Work to complete:
Locate the lines of the listing below that hold "page", then copy each of them.
((
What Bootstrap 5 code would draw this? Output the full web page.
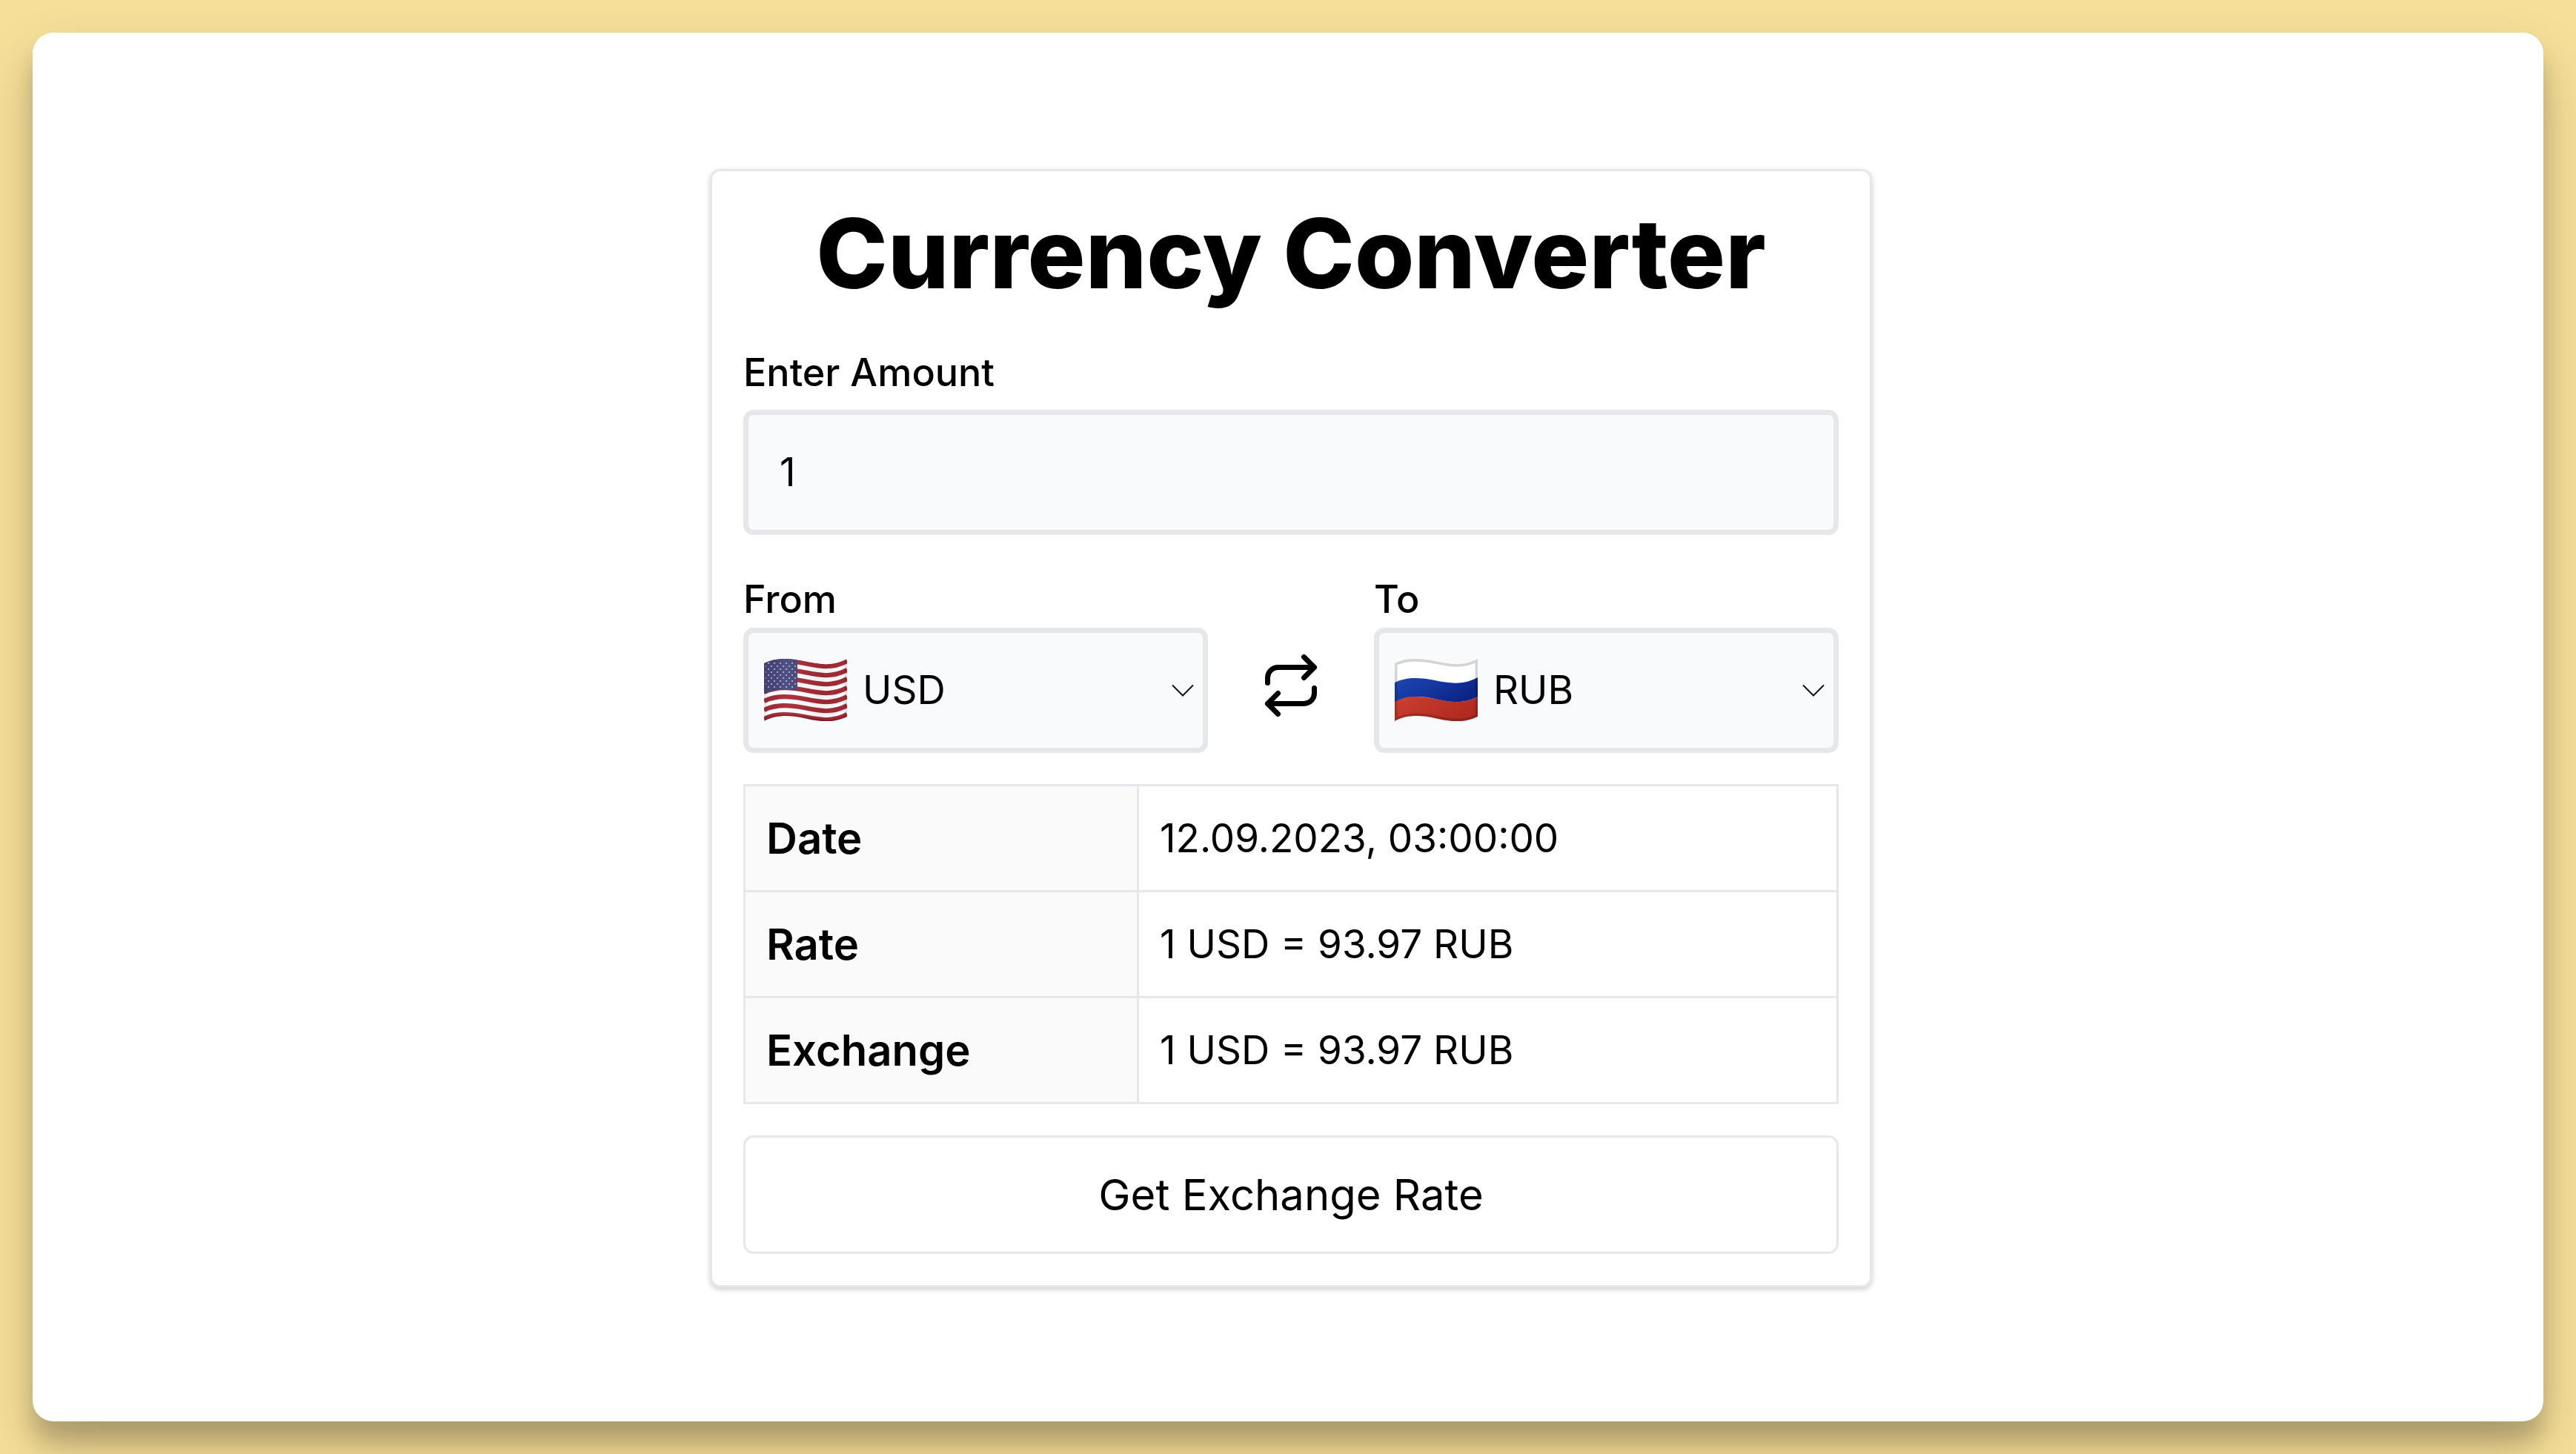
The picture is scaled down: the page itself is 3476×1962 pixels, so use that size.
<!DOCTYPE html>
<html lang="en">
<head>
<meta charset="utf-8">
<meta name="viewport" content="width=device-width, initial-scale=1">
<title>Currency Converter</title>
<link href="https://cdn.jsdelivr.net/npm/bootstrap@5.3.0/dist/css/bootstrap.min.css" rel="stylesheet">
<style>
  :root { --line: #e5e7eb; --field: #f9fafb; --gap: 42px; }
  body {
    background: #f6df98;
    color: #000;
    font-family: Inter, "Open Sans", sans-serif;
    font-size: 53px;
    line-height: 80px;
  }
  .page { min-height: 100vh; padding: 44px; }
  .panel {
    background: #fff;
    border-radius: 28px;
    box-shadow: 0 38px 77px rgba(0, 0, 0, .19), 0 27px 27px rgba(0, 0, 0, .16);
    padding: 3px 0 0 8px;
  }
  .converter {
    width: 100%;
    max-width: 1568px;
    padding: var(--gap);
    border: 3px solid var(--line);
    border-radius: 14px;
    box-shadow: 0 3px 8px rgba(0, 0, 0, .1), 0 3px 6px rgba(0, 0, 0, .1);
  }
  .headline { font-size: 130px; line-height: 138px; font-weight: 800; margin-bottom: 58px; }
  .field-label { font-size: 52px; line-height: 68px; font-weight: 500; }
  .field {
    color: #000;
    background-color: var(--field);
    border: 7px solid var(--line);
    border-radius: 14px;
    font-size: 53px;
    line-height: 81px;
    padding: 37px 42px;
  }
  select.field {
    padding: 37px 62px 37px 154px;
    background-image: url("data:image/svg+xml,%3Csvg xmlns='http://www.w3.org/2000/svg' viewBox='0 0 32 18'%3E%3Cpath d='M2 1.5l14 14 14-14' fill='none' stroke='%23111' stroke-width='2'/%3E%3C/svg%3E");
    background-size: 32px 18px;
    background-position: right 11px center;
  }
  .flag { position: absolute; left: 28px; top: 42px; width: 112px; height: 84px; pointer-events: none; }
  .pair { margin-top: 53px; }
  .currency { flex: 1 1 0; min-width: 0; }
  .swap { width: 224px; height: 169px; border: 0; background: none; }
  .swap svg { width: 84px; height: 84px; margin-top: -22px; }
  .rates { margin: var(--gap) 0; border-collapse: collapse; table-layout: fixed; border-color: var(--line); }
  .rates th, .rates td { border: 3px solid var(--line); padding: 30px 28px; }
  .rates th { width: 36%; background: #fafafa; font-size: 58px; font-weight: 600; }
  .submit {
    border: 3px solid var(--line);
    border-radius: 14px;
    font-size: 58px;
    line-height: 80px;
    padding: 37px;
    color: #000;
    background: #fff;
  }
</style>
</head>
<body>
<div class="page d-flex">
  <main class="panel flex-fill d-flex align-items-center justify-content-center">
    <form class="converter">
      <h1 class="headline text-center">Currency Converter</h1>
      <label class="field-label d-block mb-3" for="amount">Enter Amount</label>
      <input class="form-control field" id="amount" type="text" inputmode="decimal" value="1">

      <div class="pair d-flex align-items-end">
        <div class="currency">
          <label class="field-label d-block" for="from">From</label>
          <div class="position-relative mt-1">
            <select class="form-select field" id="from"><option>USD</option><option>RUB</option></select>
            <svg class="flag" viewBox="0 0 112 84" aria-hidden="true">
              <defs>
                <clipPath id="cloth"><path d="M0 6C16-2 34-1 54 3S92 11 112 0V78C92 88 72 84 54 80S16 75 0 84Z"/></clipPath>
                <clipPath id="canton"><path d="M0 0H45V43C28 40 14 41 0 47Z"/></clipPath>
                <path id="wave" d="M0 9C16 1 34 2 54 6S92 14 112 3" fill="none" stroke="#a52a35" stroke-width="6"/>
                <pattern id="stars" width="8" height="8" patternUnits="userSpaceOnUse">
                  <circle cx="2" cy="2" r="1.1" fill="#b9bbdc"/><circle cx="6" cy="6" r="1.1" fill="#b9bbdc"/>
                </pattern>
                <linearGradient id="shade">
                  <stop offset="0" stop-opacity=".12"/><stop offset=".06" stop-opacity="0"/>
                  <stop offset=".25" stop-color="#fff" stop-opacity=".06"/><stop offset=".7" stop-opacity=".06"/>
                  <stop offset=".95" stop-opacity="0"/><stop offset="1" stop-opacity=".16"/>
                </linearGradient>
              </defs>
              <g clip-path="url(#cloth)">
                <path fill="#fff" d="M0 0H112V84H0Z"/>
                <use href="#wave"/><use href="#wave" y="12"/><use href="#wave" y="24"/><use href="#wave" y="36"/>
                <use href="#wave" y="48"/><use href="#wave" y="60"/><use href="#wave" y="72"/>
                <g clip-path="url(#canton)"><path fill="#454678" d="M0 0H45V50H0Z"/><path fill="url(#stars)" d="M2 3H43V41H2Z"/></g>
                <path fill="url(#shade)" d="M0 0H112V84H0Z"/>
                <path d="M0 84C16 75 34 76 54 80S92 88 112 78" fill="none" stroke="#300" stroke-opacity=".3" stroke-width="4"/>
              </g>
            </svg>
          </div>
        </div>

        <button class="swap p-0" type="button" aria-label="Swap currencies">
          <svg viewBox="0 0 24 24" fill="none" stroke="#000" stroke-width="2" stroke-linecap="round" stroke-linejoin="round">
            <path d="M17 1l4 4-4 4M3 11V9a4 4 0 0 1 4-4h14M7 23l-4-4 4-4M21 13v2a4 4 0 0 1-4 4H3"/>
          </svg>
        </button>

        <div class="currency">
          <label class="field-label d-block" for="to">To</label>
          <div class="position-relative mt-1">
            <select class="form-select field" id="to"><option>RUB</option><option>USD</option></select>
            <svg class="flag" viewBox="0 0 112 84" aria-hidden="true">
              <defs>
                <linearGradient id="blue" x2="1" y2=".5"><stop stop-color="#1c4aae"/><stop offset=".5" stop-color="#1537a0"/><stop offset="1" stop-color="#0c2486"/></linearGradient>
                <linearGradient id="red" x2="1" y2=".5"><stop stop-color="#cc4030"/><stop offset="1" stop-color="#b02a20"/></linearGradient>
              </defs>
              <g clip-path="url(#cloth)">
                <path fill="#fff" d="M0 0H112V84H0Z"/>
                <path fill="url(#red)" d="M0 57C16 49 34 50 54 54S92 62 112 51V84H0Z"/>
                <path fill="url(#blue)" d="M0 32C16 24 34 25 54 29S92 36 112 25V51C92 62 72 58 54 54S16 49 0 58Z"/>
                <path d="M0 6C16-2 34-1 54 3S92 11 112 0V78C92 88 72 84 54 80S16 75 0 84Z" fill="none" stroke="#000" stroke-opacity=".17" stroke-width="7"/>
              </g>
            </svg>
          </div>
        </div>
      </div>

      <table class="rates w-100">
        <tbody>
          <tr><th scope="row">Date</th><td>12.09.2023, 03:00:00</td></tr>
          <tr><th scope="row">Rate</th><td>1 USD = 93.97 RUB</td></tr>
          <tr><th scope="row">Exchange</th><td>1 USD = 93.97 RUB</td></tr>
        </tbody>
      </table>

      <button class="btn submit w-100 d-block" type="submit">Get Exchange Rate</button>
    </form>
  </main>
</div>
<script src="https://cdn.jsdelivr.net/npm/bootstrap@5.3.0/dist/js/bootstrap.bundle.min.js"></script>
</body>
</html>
))
Response to the task:
What Bootstrap 5 code would draw this? Output the full web page.
The picture is scaled down: the page itself is 3476×1962 pixels, so use that size.
  .page { min-height: 100vh; padding: 44px; }
<div class="page d-flex">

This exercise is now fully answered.